Feature | On the Edge

Why are birds disappearing?

Everywhere, birds are becoming quieter – and it’s not just island species in trouble. Fortunately, we know how to stem the losses of our feathered friends.

Birds are amazing. From hummingbirds, to ostriches, to eagles, their range is staggering. There are more than 11,000 living species, and they can be found all over the world. They have been around a VERY LONG time. Apparently, they’re descended from a type of dinosaur known as theropods. The story goes that a smattering of these critters survived while larger dinos perished when the infamous asteroid struck Earth eons ago. These dinky dinos had a knack for breeding and adapting to their newly dusty domain…

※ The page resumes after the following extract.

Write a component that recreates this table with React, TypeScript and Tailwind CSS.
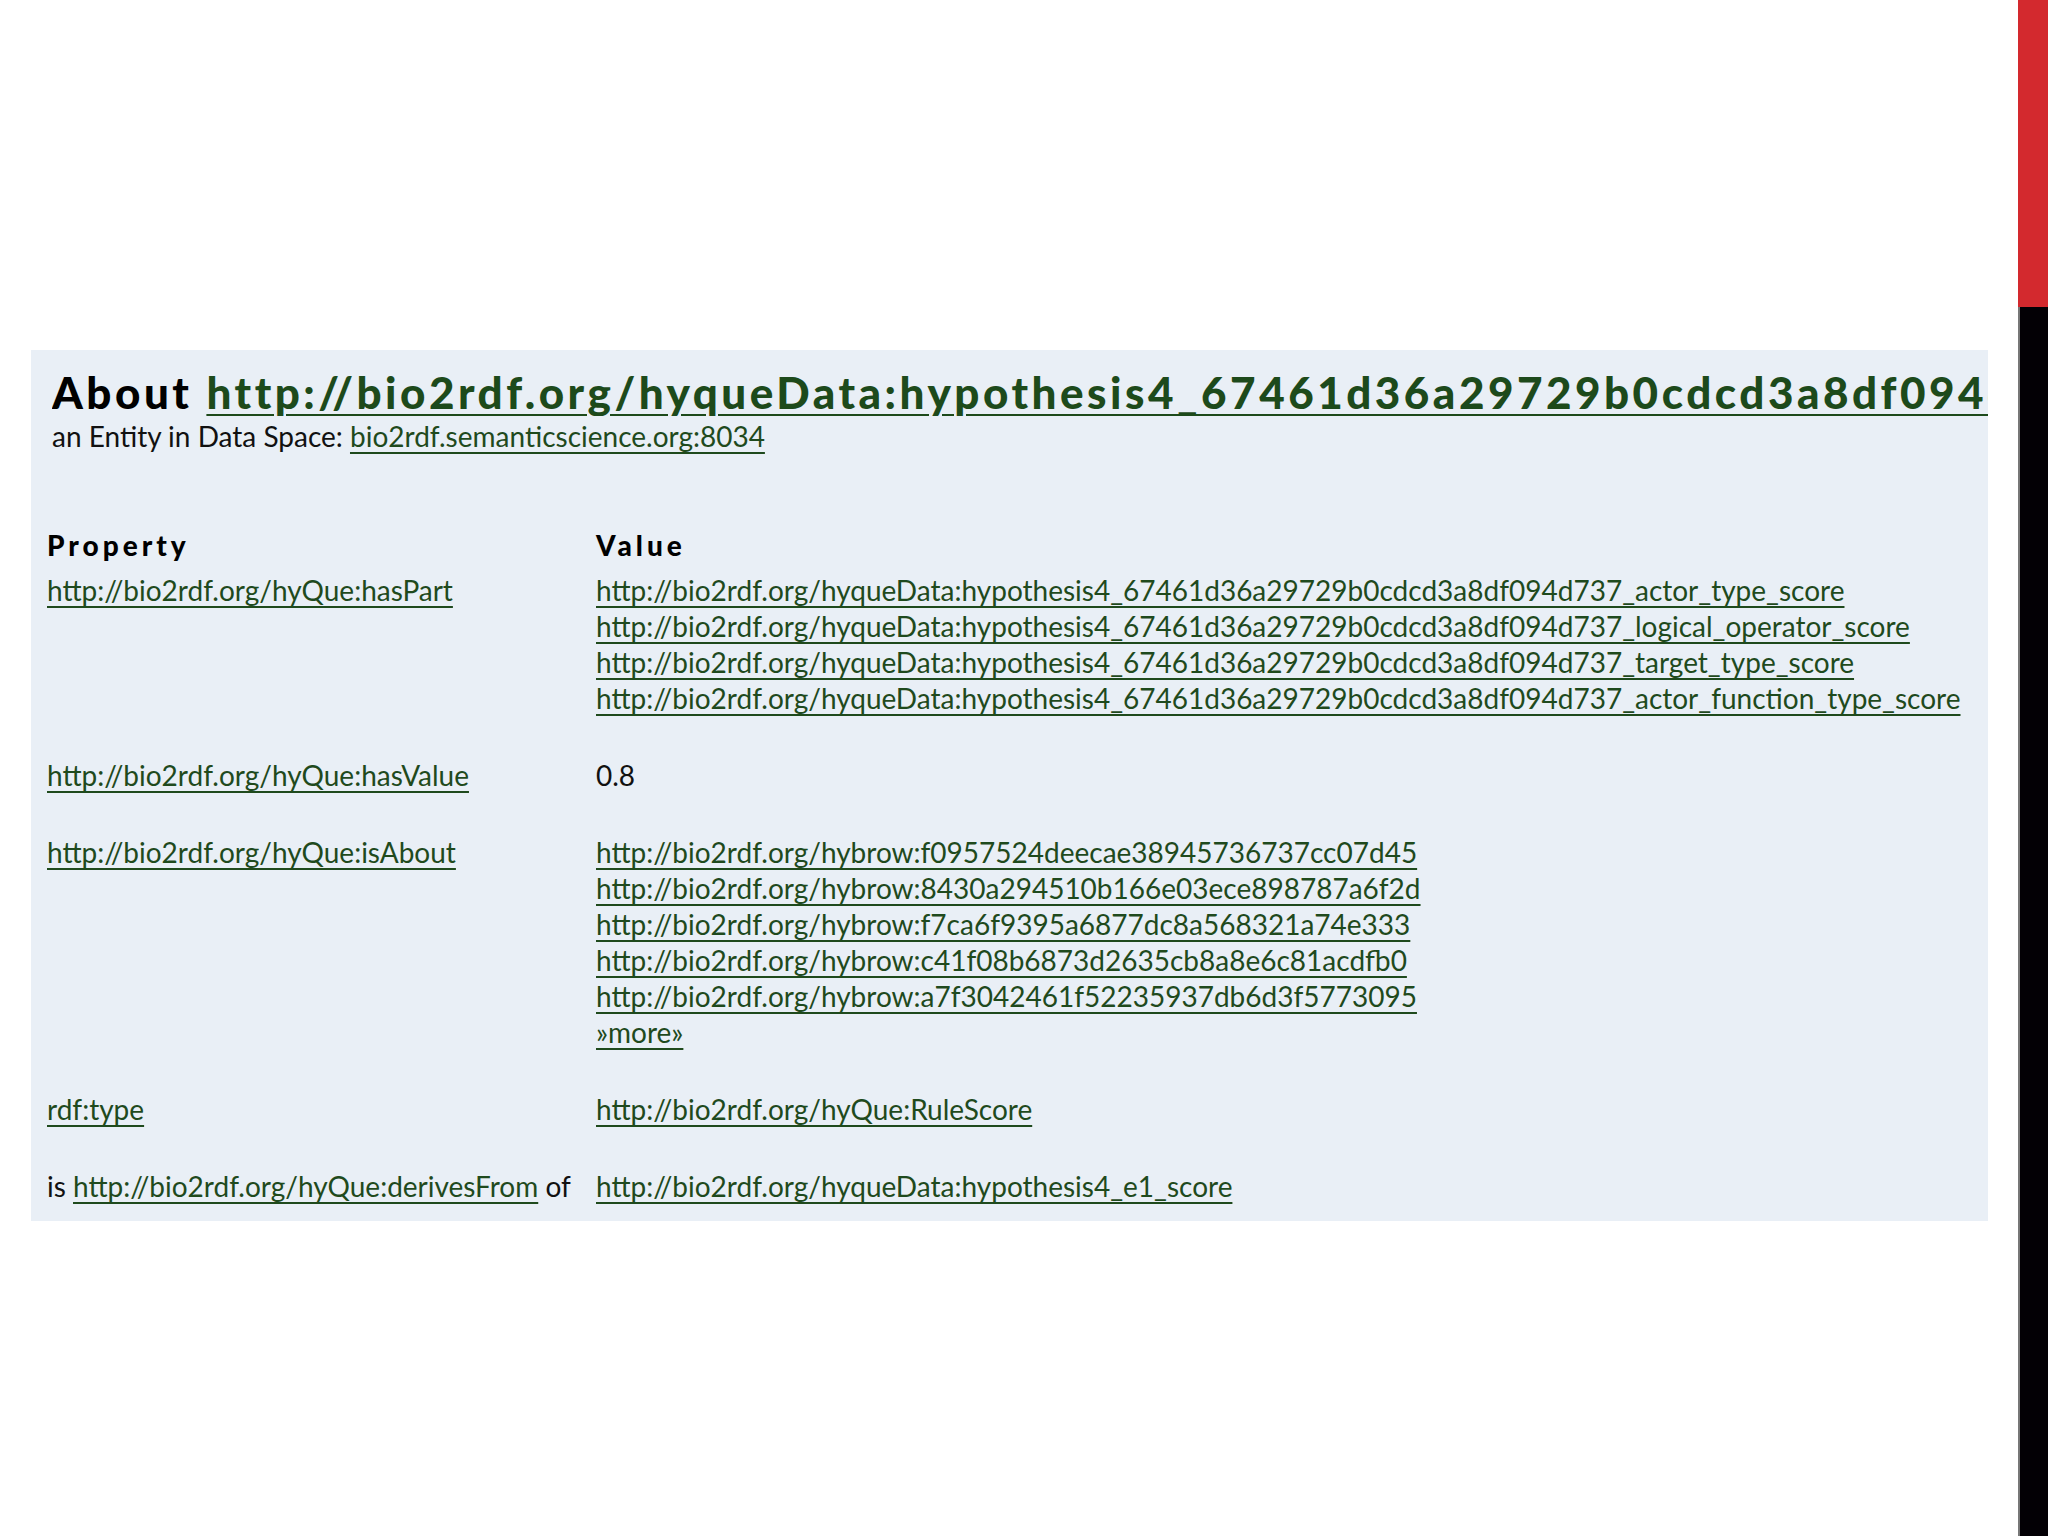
const font = { fontFamily: 'Lato, "Open Sans", sans-serif' }

const base = 'http://bio2rdf.org/hyqueData:hypothesis4_67461d36a29729b0cdcd3a8df094d737_'

const partValues = [
  base + 'actor_type_score',
  base + 'logical_operator_score',
  base + 'target_type_score',
  base + 'actor_function_type_score',
]

const aboutValues = [
  'http://bio2rdf.org/hybrow:f0957524deecae38945736737cc07d45',
  'http://bio2rdf.org/hybrow:8430a294510b166e03ece898787a6f2d',
  'http://bio2rdf.org/hybrow:f7ca6f9395a6877dc8a568321a74e333',
  'http://bio2rdf.org/hybrow:c41f08b6873d2635cb8a8e6c81acdfb0',
  'http://bio2rdf.org/hybrow:a7f3042461f52235937db6d3f5773095',
]

function Link({ children }: { children: React.ReactNode }) {
  return (
    <a className="text-[#1f4a1d] underline decoration-2 underline-offset-[5px] decoration-[#1f4a1d]">
      {children}
    </a>
  )
}

function Row({ prop, values }: { prop: React.ReactNode; values: React.ReactNode[] }) {
  return (
    <div className="flex">
      <div className="w-[549px] shrink-0 whitespace-nowrap">{prop}</div>
      <div className="flex flex-col whitespace-nowrap">
        {values.map((v, i) => (
          <div key={i}>{v}</div>
        ))}
      </div>
    </div>
  )
}

export default function App() {
  return (
    <div className="flex min-h-[1536px] bg-white" style={font}>
      <div className="min-w-0 flex-1 pt-[350px] pl-[31px] pr-[30px]">
        <div className="h-[871px] overflow-hidden bg-[#e9eff6] pl-[16px] text-[28px] leading-[36px] text-[#111]">
          {/* heading, cut at the panel edge like the source page */}
          <div className="mt-[18px] ml-[5px] overflow-hidden whitespace-nowrap text-[44px] leading-[48px] font-black tracking-[3.5px] text-black">
            About{' '}
            <a className="text-[#1d4a1b] underline decoration-[3px] underline-offset-[5px]">
              http://bio2rdf.org/hyqueData:hypothesis4_67461d36a29729b0cdcd3a8df094d737_logical_operator_score
            </a>
          </div>
          <div className="ml-[5px] mt-[2px]">
            an Entity in Data Space: <Link>bio2rdf.semanticscience.org:8034</Link>
          </div>

          <div className="mt-[73px] flex flex-col gap-[41px]">
            <div>
              <div className="mb-[9px] flex font-black tracking-[4px] text-black">
                <div className="w-[549px]">Property</div>
                <div>Value</div>
              </div>
              <Row
                prop={<Link>http://bio2rdf.org/hyQue:hasPart</Link>}
                values={partValues.map((v) => <Link key={v}>{v}</Link>)}
              />
            </div>
            <Row prop={<Link>http://bio2rdf.org/hyQue:hasValue</Link>} values={['0.8']} />
            <Row
              prop={<Link>http://bio2rdf.org/hyQue:isAbout</Link>}
              values={[...aboutValues.map((v) => <Link key={v}>{v}</Link>), <Link key="more">»more»</Link>]}
            />
            <Row
              prop={<Link>rdf:type</Link>}
              values={[<Link key="t">http://bio2rdf.org/hyQue:RuleScore</Link>]}
            />
            <Row
              prop={
                <span>
                  is <Link>http://bio2rdf.org/hyQue:derivesFrom</Link> of
                </span>
              }
              values={[<Link key="e">http://bio2rdf.org/hyqueData:hypothesis4_e1_score</Link>]}
            />
          </div>
        </div>
      </div>
      <div className="flex w-[30px] shrink-0 flex-col">
        <div className="h-[307px] bg-[#d3292e]" />
        <div className="flex-1 border-l-2 border-[#777] bg-[#030005]" />
      </div>
    </div>
  )
}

Around the world, birds have a fanbase. Each year, in the US alone, 45 million people are thought to go birdwatching, identifying these often easy to spot, mostly daylight-lovers. Partly as a result, birds are the most widely monitored group. They were the subject of the first International Union for Conservation of Nature (IUCN) Red List, in 1964, which assessed the extinction risk of known species. Since 2004, the conservation organisation BirdLife – the IUCN’s official authority on birds – has published regular reports on their welfare.

Anna's hummingbird (Calypte anna)
Anna's hummingbird (Calypte anna) resting on a succulent

Population declines 

Sadly, these reports aren’t uplifting. According to Birdlife, birds are our ‘canaries in the coal mine’, important for what they tell us about the rest of the natural world. Everywhere, they say, bird populations are dropping. As many as 49% of species are in decline, with one in eight of these at risk of extinction. What’s more, nearly two-thirds of birds live in forests, most of these in warmer countries known as the ‘tropics’. These include Brazil and Indonesia, the two with the highest concentrations of threatened birds. 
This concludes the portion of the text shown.